I’m a bit puzzled

killerv

Senior Member
I finally got my old Model 70 30.06 put back together and went to the range to zero. Used a laser bore sighter at 25 yards and got it pretty close to the red dot. Got set up at 50 yds, removed the bolt and looked through the bore. Centered the target in the bore and adjusted the scope to the center of the target. Fired two rounds, both were about two feet low and two feet right. I didn’t expect it to be dead on but I sure didn’t expect it to be off that far. What am I missing?
why did you adjust the scope again without shooting if you had just bore sighted it at 25? Trust the bore sighter. Shoot at 25 and see where it hits. I then adjust to about 1in low at 25, then move out to 100.

The holding the rifle and adjusting to impact can be tricky, almost need an extra set of hands. I like to shoot a 3 shot group at 100 and then do my clicks based on group center.
 

Rich M

Senior Member
I use a large sheet of cardboard, put target in center - start at 50 feet and shoot for dead center - adjust by moving scope windage screw before I move the crosshair adjustments. That way the scope is aligned perfect, then will be less clicks to change stuff.

Then I shoot 100 yards and is usually real close, get centered.

Then 200, then 250 and I'm out of distance at the place I go to shoot.

3 shot groups, sometimes 2 if they are right next to each other. Adjust the groups and not try to do single bullets. Waste a lot of ammo trying to adjust at every shot...
 

Stroker

Senior Member
why did you adjust the scope again without shooting if you had just bore sighted it at 25? Trust the bore sighter. Shoot at 25 and see where it hits. I then adjust to about 1in low at 25, then move out to 100.
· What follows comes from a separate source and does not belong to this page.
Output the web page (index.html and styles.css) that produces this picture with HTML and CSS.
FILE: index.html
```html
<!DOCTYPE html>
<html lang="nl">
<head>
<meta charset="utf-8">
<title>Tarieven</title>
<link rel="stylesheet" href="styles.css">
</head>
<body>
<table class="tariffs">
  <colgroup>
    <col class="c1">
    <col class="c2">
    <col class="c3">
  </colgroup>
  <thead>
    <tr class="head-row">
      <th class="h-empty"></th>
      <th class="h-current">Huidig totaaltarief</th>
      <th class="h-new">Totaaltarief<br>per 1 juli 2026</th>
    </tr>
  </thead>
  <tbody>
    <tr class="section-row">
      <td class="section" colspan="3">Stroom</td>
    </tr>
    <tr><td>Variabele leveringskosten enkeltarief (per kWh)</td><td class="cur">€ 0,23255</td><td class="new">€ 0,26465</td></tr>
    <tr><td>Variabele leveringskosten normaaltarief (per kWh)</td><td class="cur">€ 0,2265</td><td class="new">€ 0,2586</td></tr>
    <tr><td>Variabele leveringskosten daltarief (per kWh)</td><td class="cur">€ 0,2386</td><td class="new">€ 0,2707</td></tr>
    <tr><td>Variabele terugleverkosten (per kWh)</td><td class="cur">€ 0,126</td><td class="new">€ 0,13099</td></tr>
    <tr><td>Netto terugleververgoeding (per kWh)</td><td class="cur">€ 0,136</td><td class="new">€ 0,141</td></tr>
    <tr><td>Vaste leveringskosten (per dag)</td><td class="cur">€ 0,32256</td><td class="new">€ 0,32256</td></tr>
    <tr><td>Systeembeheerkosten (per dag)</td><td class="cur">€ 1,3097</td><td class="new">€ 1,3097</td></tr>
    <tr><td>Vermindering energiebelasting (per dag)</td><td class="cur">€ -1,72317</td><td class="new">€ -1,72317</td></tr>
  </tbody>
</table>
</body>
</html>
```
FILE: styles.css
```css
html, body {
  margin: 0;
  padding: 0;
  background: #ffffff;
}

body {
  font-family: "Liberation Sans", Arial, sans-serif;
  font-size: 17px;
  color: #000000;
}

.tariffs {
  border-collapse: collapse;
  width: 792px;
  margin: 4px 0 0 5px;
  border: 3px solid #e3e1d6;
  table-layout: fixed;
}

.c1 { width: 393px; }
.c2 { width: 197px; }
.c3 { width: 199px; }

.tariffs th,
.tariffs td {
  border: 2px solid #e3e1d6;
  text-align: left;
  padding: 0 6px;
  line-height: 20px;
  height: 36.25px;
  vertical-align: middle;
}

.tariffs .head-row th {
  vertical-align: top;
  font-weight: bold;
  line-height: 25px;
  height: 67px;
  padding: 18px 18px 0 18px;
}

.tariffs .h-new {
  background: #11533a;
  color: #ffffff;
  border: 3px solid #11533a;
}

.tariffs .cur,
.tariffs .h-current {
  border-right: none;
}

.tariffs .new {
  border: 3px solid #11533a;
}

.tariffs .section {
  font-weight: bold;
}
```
The holding the rifle and adjusting to impact can be tricky, almost need an extra set of hands. I like to shoot a 3 shot group at 100 and then do my clicks based on group center.
Same here. I use the 2 inch stick on dots and pizza boxes. Bore sight with collimator, shoot three shots, make adjustments, three more shots and fine tune from there. I usually allow at least 15 minutes between the three shot groups for the barrel to cool by shooting other rifles or hand guns. Normally I can get one sighted in and fine tuned with 12 to 15 rounds.
 

rayjay

Senior Member
The hole down the "center" of a factory bbl is not going to be straight. Depending on how much the tooling wandered you can have quite a lot of curve which will make the bullet go somewhere other than where you eyeball or bore sighter says it should. Even high dollar custom bbls have some curve in the bore.
 

killerv

Senior Member
Same here. I use the 2 inch stick on dots and pizza boxes. Bore sight with collimator, shoot three shots, make adjustments, three more shots and fine tune from there. I usually allow at least 15 minutes between the three shot groups for the barrel to cool by shooting other rifles or hand guns. Normally I can get one sighted in and fine tuned with 12 to 15 rounds.

learn to trust your scope and clicks more I bet you could get that down to 5 shots.

I boresight, shoot once at 25, adjust scope to get me about 1in low, sometimes I shoot a 2nd at 25, all depends on just how far off that first shot might have been. Then I move to 100, shoot a group, not caring about where it is hitting, then do my math/clicks to where I want that group to move to. I'll usually let it rest and shoot that final shot. 4-5 shots is about all it ever takes to get one sighted in, could be less if I didn't shoot the 3 shot group but I like to see how small they can be.
 

rayjay

Senior Member
When zeroing a scope you need the rest to be totally steady. With a good rest set up you hold the crosshair on the center of the target and shoot a shot. Then reset the gun in the rest and wiggle it around until the crosshair is back on the center of the target. Then using the turrets dial the crosshair to the hole. One or two more shots should be all that is needed.
 

Stroker

Senior Member
learn to trust your scope and clicks more I bet you could get that down to 5 shots.

I boresight, shoot once at 25, adjust scope to get me about 1in low, sometimes I shoot a 2nd at 25, all depends on just how far off that first shot might have been. Then I move to 100, shoot a group, not caring about where it is hitting, then do my math/clicks to where I want that group to move to. I'll usually let it rest and shoot that final shot. 4-5 shots is about all it ever takes to get one sighted in, could be less if I didn't shoot the 3 shot group but I like to see how small they can be.
I've used the same process when I'm in a hurry to get one sighted in but I prefer three shot groups, not only tells me what the gun is doing, but tells me if I may be part of the problem. I find trigger time invaluable when it comes to accuracy. Besides that I just like to shoot.